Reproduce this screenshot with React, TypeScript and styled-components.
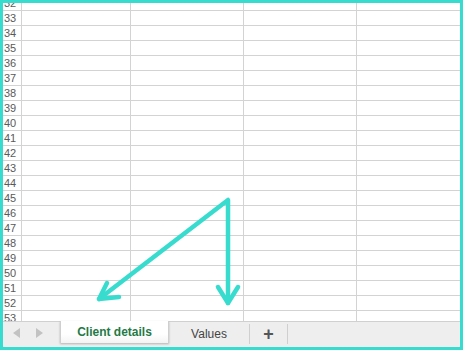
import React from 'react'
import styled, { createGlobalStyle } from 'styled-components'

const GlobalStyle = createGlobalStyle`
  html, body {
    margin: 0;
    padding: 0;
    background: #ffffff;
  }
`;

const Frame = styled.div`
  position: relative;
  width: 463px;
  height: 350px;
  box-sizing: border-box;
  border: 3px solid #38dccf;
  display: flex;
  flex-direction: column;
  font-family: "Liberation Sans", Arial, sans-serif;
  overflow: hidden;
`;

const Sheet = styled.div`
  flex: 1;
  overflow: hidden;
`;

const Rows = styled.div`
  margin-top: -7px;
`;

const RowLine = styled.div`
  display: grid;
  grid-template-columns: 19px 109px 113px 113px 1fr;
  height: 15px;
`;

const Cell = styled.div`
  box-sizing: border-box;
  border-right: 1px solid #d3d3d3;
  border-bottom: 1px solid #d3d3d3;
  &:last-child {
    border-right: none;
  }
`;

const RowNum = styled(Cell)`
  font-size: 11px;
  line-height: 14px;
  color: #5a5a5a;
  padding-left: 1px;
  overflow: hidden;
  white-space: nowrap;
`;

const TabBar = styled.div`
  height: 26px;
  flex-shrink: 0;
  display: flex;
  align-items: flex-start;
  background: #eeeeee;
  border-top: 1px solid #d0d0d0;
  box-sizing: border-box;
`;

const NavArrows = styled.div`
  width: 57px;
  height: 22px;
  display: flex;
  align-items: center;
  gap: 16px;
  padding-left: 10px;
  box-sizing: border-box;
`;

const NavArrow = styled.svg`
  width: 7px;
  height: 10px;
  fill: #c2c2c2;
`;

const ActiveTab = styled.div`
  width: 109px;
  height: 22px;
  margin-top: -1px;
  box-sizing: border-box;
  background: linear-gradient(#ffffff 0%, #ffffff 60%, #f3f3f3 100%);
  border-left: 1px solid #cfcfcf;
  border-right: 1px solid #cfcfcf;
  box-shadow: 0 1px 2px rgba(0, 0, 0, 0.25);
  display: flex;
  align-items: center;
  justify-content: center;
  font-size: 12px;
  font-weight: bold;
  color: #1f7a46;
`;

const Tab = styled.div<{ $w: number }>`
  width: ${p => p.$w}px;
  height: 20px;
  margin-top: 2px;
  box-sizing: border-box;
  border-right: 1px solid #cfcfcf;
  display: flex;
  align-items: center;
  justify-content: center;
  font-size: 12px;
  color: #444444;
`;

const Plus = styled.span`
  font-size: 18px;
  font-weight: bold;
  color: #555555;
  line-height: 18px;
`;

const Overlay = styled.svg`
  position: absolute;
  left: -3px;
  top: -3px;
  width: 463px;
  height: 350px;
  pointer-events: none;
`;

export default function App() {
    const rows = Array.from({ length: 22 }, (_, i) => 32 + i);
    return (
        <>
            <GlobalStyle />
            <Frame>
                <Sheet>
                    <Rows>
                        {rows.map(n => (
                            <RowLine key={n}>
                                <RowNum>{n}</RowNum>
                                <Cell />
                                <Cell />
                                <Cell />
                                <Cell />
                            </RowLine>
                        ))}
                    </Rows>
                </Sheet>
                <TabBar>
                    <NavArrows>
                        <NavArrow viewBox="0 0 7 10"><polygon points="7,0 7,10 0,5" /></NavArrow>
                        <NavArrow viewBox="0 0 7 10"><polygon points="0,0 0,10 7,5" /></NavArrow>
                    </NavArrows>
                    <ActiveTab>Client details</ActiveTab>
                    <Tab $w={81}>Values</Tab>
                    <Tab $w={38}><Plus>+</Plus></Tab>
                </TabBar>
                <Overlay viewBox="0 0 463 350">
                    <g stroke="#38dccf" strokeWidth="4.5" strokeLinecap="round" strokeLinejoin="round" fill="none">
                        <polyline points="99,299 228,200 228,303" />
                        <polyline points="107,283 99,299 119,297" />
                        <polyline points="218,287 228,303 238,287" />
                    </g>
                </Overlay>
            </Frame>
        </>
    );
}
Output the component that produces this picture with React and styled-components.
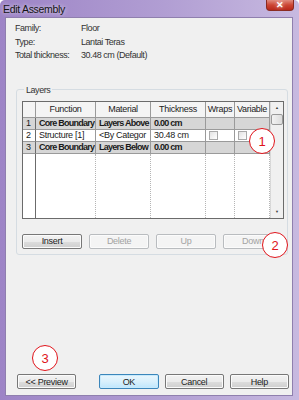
──────────────────────────────
▶ **TASK DESCRIPTION**:
Your task is to repeat the material above exactly, without its pictures.

▶ **FINAL ANSWER**:
Reproduce this screenshot with React, TypeScript and styled-components.
import React from 'react'
import styled, { createGlobalStyle } from 'styled-components'

const GlobalStyle = createGlobalStyle`
  html, body {
    margin: 0;
    padding: 0;
    background: #ffffff;
  }
`;

const Frame = styled.div`
  position: relative;
  width: 463px;
  height: 350px;
  box-sizing: border-box;
  border: 3px solid #38dccf;
  display: flex;
  flex-direction: column;
  font-family: "Liberation Sans", Arial, sans-serif;
  overflow: hidden;
`;

const Sheet = styled.div`
  flex: 1;
  overflow: hidden;
`;

const Rows = styled.div`
  margin-top: -7px;
`;

const RowLine = styled.div`
  display: grid;
  grid-template-columns: 19px 109px 113px 113px 1fr;
  height: 15px;
`;

const Cell = styled.div`
  box-sizing: border-box;
  border-right: 1px solid #d3d3d3;
  border-bottom: 1px solid #d3d3d3;
  &:last-child {
    border-right: none;
  }
`;

const RowNum = styled(Cell)`
  font-size: 11px;
  line-height: 14px;
  color: #5a5a5a;
  padding-left: 1px;
  overflow: hidden;
  white-space: nowrap;
`;

const TabBar = styled.div`
  height: 26px;
  flex-shrink: 0;
  display: flex;
  align-items: flex-start;
  background: #eeeeee;
  border-top: 1px solid #d0d0d0;
  box-sizing: border-box;
`;

const NavArrows = styled.div`
  width: 57px;
  height: 22px;
  display: flex;
  align-items: center;
  gap: 16px;
  padding-left: 10px;
  box-sizing: border-box;
`;

const NavArrow = styled.svg`
  width: 7px;
  height: 10px;
  fill: #c2c2c2;
`;

const ActiveTab = styled.div`
  width: 109px;
  height: 22px;
  margin-top: -1px;
  box-sizing: border-box;
  background: linear-gradient(#ffffff 0%, #ffffff 60%, #f3f3f3 100%);
  border-left: 1px solid #cfcfcf;
  border-right: 1px solid #cfcfcf;
  box-shadow: 0 1px 2px rgba(0, 0, 0, 0.25);
  display: flex;
  align-items: center;
  justify-content: center;
  font-size: 12px;
  font-weight: bold;
  color: #1f7a46;
`;

const Tab = styled.div<{ $w: number }>`
  width: ${p => p.$w}px;
  height: 20px;
  margin-top: 2px;
  box-sizing: border-box;
  border-right: 1px solid #cfcfcf;
  display: flex;
  align-items: center;
  justify-content: center;
  font-size: 12px;
  color: #444444;
`;

const Plus = styled.span`
  font-size: 18px;
  font-weight: bold;
  color: #555555;
  line-height: 18px;
`;

const Overlay = styled.svg`
  position: absolute;
  left: -3px;
  top: -3px;
  width: 463px;
  height: 350px;
  pointer-events: none;
`;

export default function App() {
    const rows = Array.from({ length: 22 }, (_, i) => 32 + i);
    return (
        <>
            <GlobalStyle />
            <Frame>
                <Sheet>
                    <Rows>
                        {rows.map(n => (
                            <RowLine key={n}>
                                <RowNum>{n}</RowNum>
                                <Cell />
                                <Cell />
                                <Cell />
                                <Cell />
                            </RowLine>
                        ))}
                    </Rows>
                </Sheet>
                <TabBar>
                    <NavArrows>
                        <NavArrow viewBox="0 0 7 10"><polygon points="7,0 7,10 0,5" /></NavArrow>
                        <NavArrow viewBox="0 0 7 10"><polygon points="0,0 0,10 7,5" /></NavArrow>
                    </NavArrows>
                    <ActiveTab>Client details</ActiveTab>
                    <Tab $w={81}>Values</Tab>
                    <Tab $w={38}><Plus>+</Plus></Tab>
                </TabBar>
                <Overlay viewBox="0 0 463 350">
                    <g stroke="#38dccf" strokeWidth="4.5" strokeLinecap="round" strokeLinejoin="round" fill="none">
                        <polyline points="99,299 228,200 228,303" />
                        <polyline points="107,283 99,299 119,297" />
                        <polyline points="218,287 228,303 238,287" />
                    </g>
                </Overlay>
            </Frame>
        </>
    );
}
Output the component that produces this picture with React and styled-components.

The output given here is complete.